There's no menu on the window. It's a dialog box with no way to close it.

[Edit] It's since made sense... but single-clicking on the menu at the top of the screen briefly shows something, but it doesn't stay open, so I didn't think it was associated with the dialog.

It's a horrible UI in terms of discoverability.

I don't know why Apple made the decisions they made, but we have to keep in mind that GUIs were novel to both developers and users back in the day. It is probable that Apple tested both click & release and click & hold on users, with the results indicating the latter was a better solution. Why would disappearing menus be a better solution? Perhaps people got trapped in menus when they stayed up after releasing the mouse button. We are talking about the early 1980's here, which was a time when some people were quite intimidated by computers. Few of those who had used computers would have encountered a mouse before. (Think of the famous scene with Scotty using a Mac in Star Trek IV.) Something like clicking on an unused area of the screen to make the menu go away would not have been intuitive, while some would have feared unintended consequences from clicking on the wrong thing.
sticky menus are modes

they change what a mouse click elsewhere does

this is very bad for usability

larry tesler was the chief scientist of apple about that time and guess what his license plate says

On the original Mac, you had to hold the mouse button down while making a menu item selection.

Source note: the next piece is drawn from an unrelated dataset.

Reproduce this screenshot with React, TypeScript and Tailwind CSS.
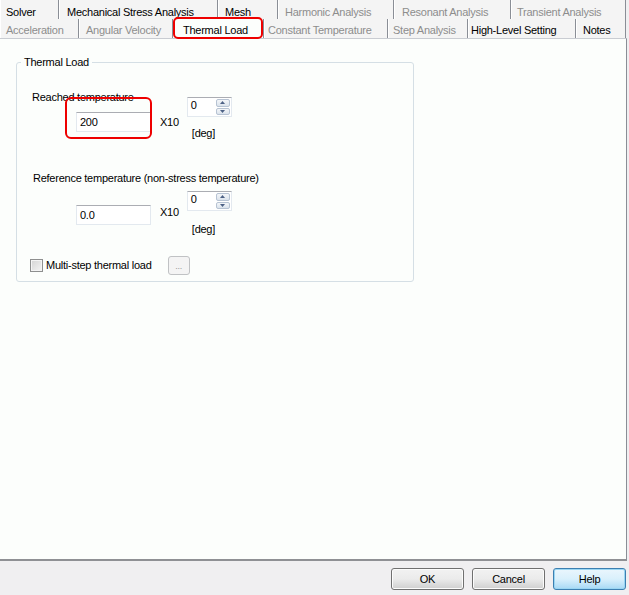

I am not sure why they didn’t do what Windows later did, and allow users to open the menu with a click, and select an item with a second click, but it might be as simple as that the thought hadn’t crossed their mind.

As a user that started my GUI life on an older Mac, hold-release menus always felt intuitive and "sticky menus" really felt weird when I first encountered them.

The logic behind that initial design was that menus were really just "buttons with options" and a mouseup should initiate an action. The menus had few items so there wasn't much dragging involved.

As software evolved, menus grew and spending an entire click on "present me with your selection of options" just became sensible.

the menu at the top of the screen was always associated with the application you were running on the macintosh

this is from 01987

its discoverability was pretty decent compared to the other user interfaces that were popular in 01987, like ms-dos, lotus 1-2-3, the bourne shell (no tab completion), the bsd c shell (control-d for filename completion), emacs, vi, commodore 64 basic, vax vms dcl, etc.